▸ **Instructions to follow**: Omit pictures and quote the listing below line by line, from its start through the line that holds "13.2A11.4 11.4 0".
Start of Information shown
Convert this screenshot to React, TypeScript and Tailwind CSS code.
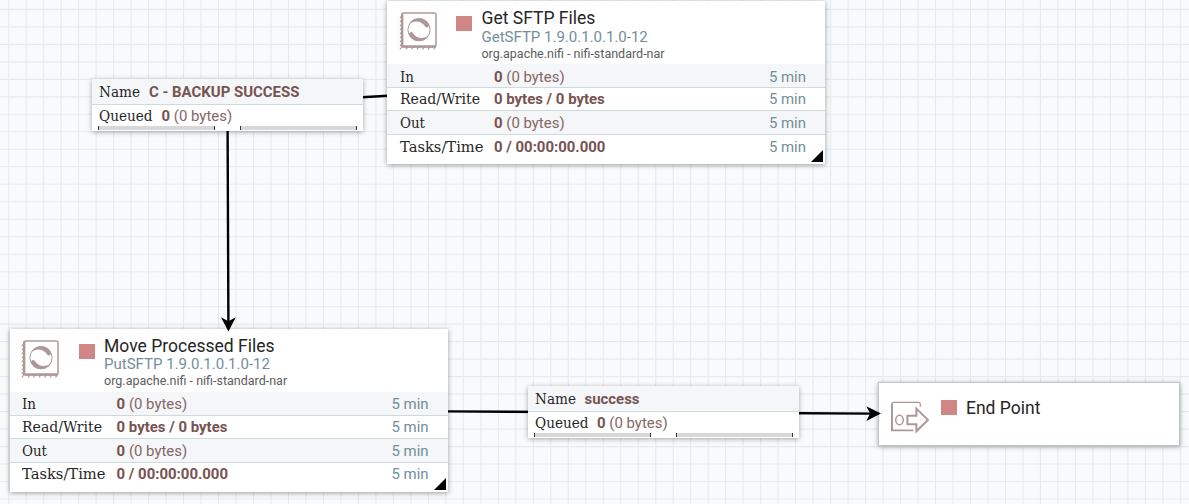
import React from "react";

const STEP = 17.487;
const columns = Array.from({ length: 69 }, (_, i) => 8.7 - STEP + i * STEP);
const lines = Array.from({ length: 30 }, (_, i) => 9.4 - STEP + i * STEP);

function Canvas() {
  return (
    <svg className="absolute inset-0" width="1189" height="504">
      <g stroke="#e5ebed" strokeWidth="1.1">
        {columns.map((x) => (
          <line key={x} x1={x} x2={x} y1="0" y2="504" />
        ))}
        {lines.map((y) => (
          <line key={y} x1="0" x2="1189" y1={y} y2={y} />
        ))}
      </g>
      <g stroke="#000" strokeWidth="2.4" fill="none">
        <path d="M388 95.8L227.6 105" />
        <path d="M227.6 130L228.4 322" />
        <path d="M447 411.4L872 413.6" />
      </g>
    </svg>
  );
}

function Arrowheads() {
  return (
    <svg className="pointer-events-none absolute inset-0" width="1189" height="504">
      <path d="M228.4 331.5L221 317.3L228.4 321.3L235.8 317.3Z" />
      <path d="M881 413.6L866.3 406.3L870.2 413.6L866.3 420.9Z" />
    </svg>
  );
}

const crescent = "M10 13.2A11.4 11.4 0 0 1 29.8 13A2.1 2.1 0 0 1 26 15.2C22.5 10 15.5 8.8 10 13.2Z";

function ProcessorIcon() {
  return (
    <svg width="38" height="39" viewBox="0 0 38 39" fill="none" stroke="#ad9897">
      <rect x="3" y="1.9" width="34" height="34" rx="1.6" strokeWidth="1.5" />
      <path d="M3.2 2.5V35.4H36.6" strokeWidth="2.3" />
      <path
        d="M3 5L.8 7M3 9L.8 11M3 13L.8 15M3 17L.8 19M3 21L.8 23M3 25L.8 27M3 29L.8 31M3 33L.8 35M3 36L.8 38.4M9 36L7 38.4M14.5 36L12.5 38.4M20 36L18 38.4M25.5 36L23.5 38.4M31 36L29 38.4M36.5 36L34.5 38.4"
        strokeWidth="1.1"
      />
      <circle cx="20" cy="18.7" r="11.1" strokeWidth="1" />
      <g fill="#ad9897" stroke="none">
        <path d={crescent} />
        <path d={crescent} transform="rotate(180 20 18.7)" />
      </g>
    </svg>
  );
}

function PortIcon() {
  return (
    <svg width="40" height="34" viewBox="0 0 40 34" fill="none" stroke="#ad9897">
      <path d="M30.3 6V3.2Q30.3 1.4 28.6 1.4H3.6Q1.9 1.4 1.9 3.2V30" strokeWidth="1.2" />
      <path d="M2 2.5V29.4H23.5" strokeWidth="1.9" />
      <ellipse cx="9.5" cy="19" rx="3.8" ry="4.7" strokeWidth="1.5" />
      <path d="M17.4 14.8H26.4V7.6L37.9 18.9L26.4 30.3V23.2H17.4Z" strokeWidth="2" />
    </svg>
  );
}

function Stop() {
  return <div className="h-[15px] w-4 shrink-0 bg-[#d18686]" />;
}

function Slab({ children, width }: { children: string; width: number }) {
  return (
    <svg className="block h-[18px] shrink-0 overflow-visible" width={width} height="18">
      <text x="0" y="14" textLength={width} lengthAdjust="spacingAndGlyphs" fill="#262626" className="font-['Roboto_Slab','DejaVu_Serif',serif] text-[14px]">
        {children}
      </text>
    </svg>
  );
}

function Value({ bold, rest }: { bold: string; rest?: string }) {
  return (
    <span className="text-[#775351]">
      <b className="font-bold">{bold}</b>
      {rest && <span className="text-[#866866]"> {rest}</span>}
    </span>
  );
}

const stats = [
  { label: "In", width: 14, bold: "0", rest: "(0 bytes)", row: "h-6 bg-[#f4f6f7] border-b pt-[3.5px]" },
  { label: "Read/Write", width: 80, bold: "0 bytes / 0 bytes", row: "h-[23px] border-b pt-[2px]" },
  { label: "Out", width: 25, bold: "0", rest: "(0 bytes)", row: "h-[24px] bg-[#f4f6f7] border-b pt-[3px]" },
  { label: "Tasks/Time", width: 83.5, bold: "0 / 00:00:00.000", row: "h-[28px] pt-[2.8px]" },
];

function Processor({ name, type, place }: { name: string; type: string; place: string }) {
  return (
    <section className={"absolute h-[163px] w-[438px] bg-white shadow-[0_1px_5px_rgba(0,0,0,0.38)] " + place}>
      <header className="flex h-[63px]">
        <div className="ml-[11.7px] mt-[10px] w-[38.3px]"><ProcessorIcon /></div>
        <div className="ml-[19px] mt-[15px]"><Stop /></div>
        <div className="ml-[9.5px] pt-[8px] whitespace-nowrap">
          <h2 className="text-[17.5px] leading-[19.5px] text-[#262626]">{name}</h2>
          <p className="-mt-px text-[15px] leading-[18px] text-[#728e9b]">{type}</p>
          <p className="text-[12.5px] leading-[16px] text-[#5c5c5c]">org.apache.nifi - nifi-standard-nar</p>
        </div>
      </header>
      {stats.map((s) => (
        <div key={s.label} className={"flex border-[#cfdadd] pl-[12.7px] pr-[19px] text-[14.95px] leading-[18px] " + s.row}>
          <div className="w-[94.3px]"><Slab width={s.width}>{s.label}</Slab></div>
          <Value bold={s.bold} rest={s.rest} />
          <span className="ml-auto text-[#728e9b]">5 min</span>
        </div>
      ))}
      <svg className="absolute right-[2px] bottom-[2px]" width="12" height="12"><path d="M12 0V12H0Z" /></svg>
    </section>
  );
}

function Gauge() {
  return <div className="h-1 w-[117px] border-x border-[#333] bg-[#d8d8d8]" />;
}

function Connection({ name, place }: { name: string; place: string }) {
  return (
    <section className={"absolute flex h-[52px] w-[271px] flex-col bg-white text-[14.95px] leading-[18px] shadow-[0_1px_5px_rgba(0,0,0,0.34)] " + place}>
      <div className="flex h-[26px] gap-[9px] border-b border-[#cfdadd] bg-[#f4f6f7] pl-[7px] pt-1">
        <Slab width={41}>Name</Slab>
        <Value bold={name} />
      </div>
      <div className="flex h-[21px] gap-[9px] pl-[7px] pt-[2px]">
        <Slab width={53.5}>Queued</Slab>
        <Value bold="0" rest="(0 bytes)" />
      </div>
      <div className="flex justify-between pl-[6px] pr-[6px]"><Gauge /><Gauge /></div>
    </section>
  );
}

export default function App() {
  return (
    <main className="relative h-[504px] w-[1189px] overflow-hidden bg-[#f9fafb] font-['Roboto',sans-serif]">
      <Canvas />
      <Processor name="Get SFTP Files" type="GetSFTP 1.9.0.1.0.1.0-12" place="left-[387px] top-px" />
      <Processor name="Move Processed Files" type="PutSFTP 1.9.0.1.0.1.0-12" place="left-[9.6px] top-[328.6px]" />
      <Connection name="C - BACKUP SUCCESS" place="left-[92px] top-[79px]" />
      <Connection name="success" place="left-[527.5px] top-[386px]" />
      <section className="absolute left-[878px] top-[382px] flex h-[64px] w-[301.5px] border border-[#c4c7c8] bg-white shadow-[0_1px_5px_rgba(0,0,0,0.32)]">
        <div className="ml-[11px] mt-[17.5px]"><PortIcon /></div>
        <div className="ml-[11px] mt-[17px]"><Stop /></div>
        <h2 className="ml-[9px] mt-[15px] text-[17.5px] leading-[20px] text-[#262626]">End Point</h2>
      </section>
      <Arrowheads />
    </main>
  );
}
End of Information shown
▸ **Response**:
Convert this screenshot to React, TypeScript and Tailwind CSS code.
import React from "react";

const STEP = 17.487;
const columns = Array.from({ length: 69 }, (_, i) => 8.7 - STEP + i * STEP);
const lines = Array.from({ length: 30 }, (_, i) => 9.4 - STEP + i * STEP);

function Canvas() {
  return (
    <svg className="absolute inset-0" width="1189" height="504">
      <g stroke="#e5ebed" strokeWidth="1.1">
        {columns.map((x) => (
          <line key={x} x1={x} x2={x} y1="0" y2="504" />
        ))}
        {lines.map((y) => (
          <line key={y} x1="0" x2="1189" y1={y} y2={y} />
        ))}
      </g>
      <g stroke="#000" strokeWidth="2.4" fill="none">
        <path d="M388 95.8L227.6 105" />
        <path d="M227.6 130L228.4 322" />
        <path d="M447 411.4L872 413.6" />
      </g>
    </svg>
  );
}

function Arrowheads() {
  return (
    <svg className="pointer-events-none absolute inset-0" width="1189" height="504">
      <path d="M228.4 331.5L221 317.3L228.4 321.3L235.8 317.3Z" />
      <path d="M881 413.6L866.3 406.3L870.2 413.6L866.3 420.9Z" />
    </svg>
  );
}

const crescent = "M10 13.2A11.4 11.4 0 0 1 29.8 13A2.1 2.1 0 0 1 26 15.2C22.5 10 15.5 8.8 10 13.2Z";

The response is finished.